Subsequent events have proved him right. Documents released under the Freedom of Information Act in recent years have shown that the government’s efforts to remove Lennon started at the suggestion of Senator Strom Thurmond, who wrote President Nixon urging that Lennon be deported so that he could not continue in his efforts to encourage young people to register to vote. The 1972 election was the first in which 18-year-olds were allowed to vote, and Thurmond expressed fear that if too many young men who were of an age to be drafted and sent off to Vietnam actually exercised their right to cast a ballot, it might undermine the war effort.
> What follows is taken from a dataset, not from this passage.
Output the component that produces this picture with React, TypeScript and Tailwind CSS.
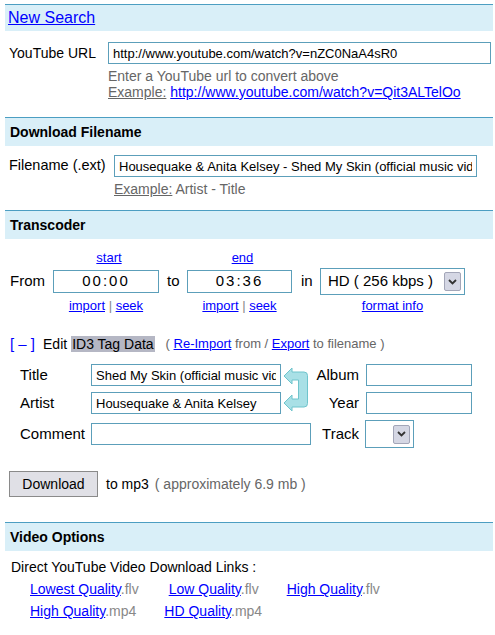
import React from 'react';

const font = "font-['Liberation_Sans',Arial,sans-serif]";
const inputCls =
  'h-[22px] border border-[#5c9fba] bg-white px-[4px] text-[13px] text-black outline-none';
const link = 'text-[#0000ff] underline';

function SectionHeader({ children }: { children: React.ReactNode }) {
  return (
    <div className="flex h-[29px] items-center border-t border-[#4c9ec2] bg-[#d9eff8] pl-[5px] text-[14px] font-bold text-black">
      {children}
    </div>
  );
}

function DropButton() {
  return (
    <div className="flex h-[19px] w-[17px] items-center justify-center rounded-[2px] border border-[#a3a6b8] bg-[#d5d7e4]">
      <svg width="9" height="6" viewBox="0 0 9 6">
        <path d="M1 1 L4.5 4.5 L8 1" fill="none" stroke="#333" strokeWidth="1.8" />
      </svg>
    </div>
  );
}

function LinkArrow() {
  return (
    <svg
      className="absolute left-[278px] top-[2px]"
      width="26"
      height="47"
      viewBox="0 0 26 47"
    >
      <path
        d="M1 10 L9 2 L9 6 L21 6 Q24.5 6 24.5 9.5 L24.5 37.5 Q24.5 41 21 41 L9 41 L9 45 L1 37 L9 29 L9 33 L15.5 33 L15.5 14 L9 14 L9 18 Z"
        fill="#a9e0e6"
        stroke="#6fc4cc"
        strokeWidth="1"
      />
    </svg>
  );
}

export default function App() {
  return (
    <div className={`${font} min-h-[635px] w-[495px] bg-white pt-[4px] text-black`}>
      <div className="mx-[5px] w-[488px]">
        {/* New search */}
        <div className="flex h-[27px] items-center border-t border-[#4c9ec2] bg-[#d9eff8] pl-[3px]">
          <a className={`${link} text-[16px]`}>New Search</a>
        </div>

        <div className="mt-[11px] flex items-center pl-[4px]">
          <span className="w-[99px] text-[14px]">YouTube URL</span>
          <input
            className={`${inputCls} w-[383px]`}
            readOnly
            value="http://www.youtube.com/watch?v=nZC0NaA4sR0"
          />
        </div>
        <div className="mt-[4px] pl-[103px] text-[14px] leading-[16px] text-[#666]">
          <div>Enter a YouTube url to convert above</div>
          <div>
            <span className="underline">Example:</span>{' '}
            <a className={link}>http://www.youtube.com/watch?v=Qit3ALTelOo</a>
          </div>
        </div>

        {/* Download filename */}
        <div className="mt-[17px]">
          <SectionHeader>Download Filename</SectionHeader>
        </div>
        <div className="mt-[9px] flex items-center pl-[4px]">
          <span className="w-[105px] text-[14.5px]">Filename (.ext)</span>
          <input
            className={`${inputCls} w-[363px]`}
            readOnly
            value="Housequake & Anita Kelsey - Shed My Skin (official music video)"
          />
        </div>
        <div className="mt-[4px] pl-[109px] text-[14px] leading-[16px] text-[#666]">
          <span className="underline">Example:</span> Artist - Title
        </div>

        {/* Transcoder */}
        <div className="mt-[13px]">
          <SectionHeader>Transcoder</SectionHeader>
        </div>

        <div className="mt-[11px] flex pl-[48px] text-[13px] leading-[16px]">
          <div className="w-[106px] pl-[6px] text-center">
            <a className={link}>start</a>
          </div>
          <div className="w-[28px]" />
          <div className="w-[105px] pl-[6px] text-center">
            <a className={link}>end</a>
          </div>
        </div>

        <div className="mt-[2px] flex h-[27px] items-center pl-[5px] text-[15px]">
          <span className="w-[43px]">From</span>
          <div className="flex h-[23px] w-[106px] items-center justify-center border border-[#5c9fba] text-[15px] tracking-[2px]">
            00:00
          </div>
          <span className="w-[28px] pl-[8px]">to</span>
          <div className="flex h-[23px] w-[105px] items-center justify-center border border-[#5c9fba] text-[15px] tracking-[2px]">
            03:36
          </div>
          <span className="w-[28px] pl-[9px]">in</span>
          <div className="flex h-[27px] w-[145px] items-center justify-between border border-[#5c9fba] pl-[7px] pr-[3px]">
            <span className="text-[15px]">HD ( 256 kbps )</span>
            <DropButton />
          </div>
        </div>

        <div className="mt-[3px] flex pl-[48px] text-[13px] leading-[16px]">
          <div className="w-[106px] text-center">
            <a className={link}>import</a> <span className="text-[#888]">|</span>{' '}
            <a className={link}>seek</a>
          </div>
          <div className="w-[28px]" />
          <div className="w-[105px] text-center">
            <a className={link}>import</a> <span className="text-[#888]">|</span>{' '}
            <a className={link}>seek</a>
          </div>
          <div className="w-[28px]" />
          <div className="w-[145px] text-center">
            <a className={link}>format info</a>
          </div>
        </div>

        {/* ID3 */}
        <div className="mt-[22px] flex items-center pl-[5px] leading-[16px]">
          <span className="text-[15px] text-[#0000ff]">[ &ndash; ]</span>
          <span className="ml-[8px] text-[14px]">Edit</span>
          <span className="ml-[4px] bg-[#b5b7c4] px-[1px] text-[14px]">ID3 Tag Data</span>
          <span className="ml-[11px] text-[13px] text-[#666]">
            ( <a className={link}>Re-Import</a> from / <a className={link}>Export</a> to filename )
          </span>
        </div>

        <div className="relative mt-[12px] flex w-[467px] flex-col gap-[6px] pl-[15px] text-[15px]">
          <div className="flex h-[22px] items-center">
            <span className="w-[71px]">Title</span>
            <input
              className={`${inputCls} w-[190px]`}
              readOnly
              value="Shed My Skin (official music video)"
            />
            <span className="flex-1 text-right">Album</span>
            <div className="w-[113px] pl-[7px]">
              <input className={`${inputCls} w-[106px]`} readOnly value="" />
            </div>
          </div>
          <div className="flex h-[22px] items-center">
            <span className="w-[71px]">Artist</span>
            <input
              className={`${inputCls} w-[190px]`}
              readOnly
              value="Housequake & Anita Kelsey"
            />
            <span className="flex-1 text-right">Year</span>
            <div className="w-[113px] pl-[7px]">
              <input className={`${inputCls} w-[106px]`} readOnly value="" />
            </div>
          </div>
          <div className="flex h-[28px] items-center">
            <span className="w-[71px]">Comment</span>
            <input className={`${inputCls} w-[220px]`} readOnly value="" />
            <span className="flex-1 text-right">Track</span>
            <div className="w-[113px] pl-[6px]">
              <div className="flex h-[28px] w-[49px] items-center justify-end border border-[#5c9fba] pr-[3px]">
                <DropButton />
              </div>
            </div>
          </div>
          <LinkArrow />
        </div>

        {/* Download */}
        <div className="mt-[23px] flex items-center pl-[4px] text-[14px]">
          <button className="h-[26px] w-[89px] border border-[#8a8a8a] bg-[#e0e0e6] text-[14px] text-black">
            Download
          </button>
          <span className="ml-[8px]">to mp3</span>
          <span className="ml-[6px] text-[#666]">( approximately 6.9 mb )</span>
        </div>

        {/* Video options */}
        <div className="mt-[25px]">
          <SectionHeader>Video Options</SectionHeader>
        </div>
        <div className="mt-[5px] pl-[6px] text-[14px] leading-[22px]">
          Direct YouTube Video Download Links :
        </div>
        <div className="flex pl-[25px] text-[14px] leading-[22px]">
          <span>
            <a className={link}>Lowest Quality</a>
            <span className="text-[#888]">.flv</span>
          </span>
          <span className="ml-[30px]">
            <a className={link}>Low Quality</a>
            <span className="text-[#888]">.flv</span>
          </span>
          <span className="ml-[28px]">
            <a className={link}>High Quality</a>
            <span className="text-[#888]">.flv</span>
          </span>
        </div>
        <div className="flex pl-[25px] text-[14px] leading-[22px]">
          <span>
            <a className={link}>High Quality</a>
            <span className="text-[#888]">.mp4</span>
          </span>
          <span className="ml-[28px]">
            <a className={link}>HD Quality</a>
            <span className="text-[#888]">.mp4</span>
          </span>
        </div>
      </div>
    </div>
  );
}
Efforts to expel Lennon included the preparation by the F.B.I. of a package of information about him which was sent to the New York Police Department, along with the suggestion that he be kept under surveillance. It was a little as though they were issuing a wanted poster on a man who wasn’t, as yet, wanted for anything. Oddly, although Lennon was a world famous figure at the time, the information the F.B.I. provided the N.Y.P.D. listed an address for Lennon where he had never lived and included a photograph of a local street performer in Manhattan which was misidentified as a picture of Lennon.
Chapman shot Lennon, however, in 1981, roughly nine years after the U. S. pulled out of Vietnam, which raises serious questions as to why the dark and vast conspiracy would still be after him.
This is, of course, but one of many objections which may be raised to this Manchurian Candidate conspiracy theory. On the face of it, there does not seem to be any evidence, really, supporting it, only a handfull of interesting details which add up to an entertaining and imaginative story.
It was Chapman. See the book “Who Killed John Lennon?” by Fenton Bresler.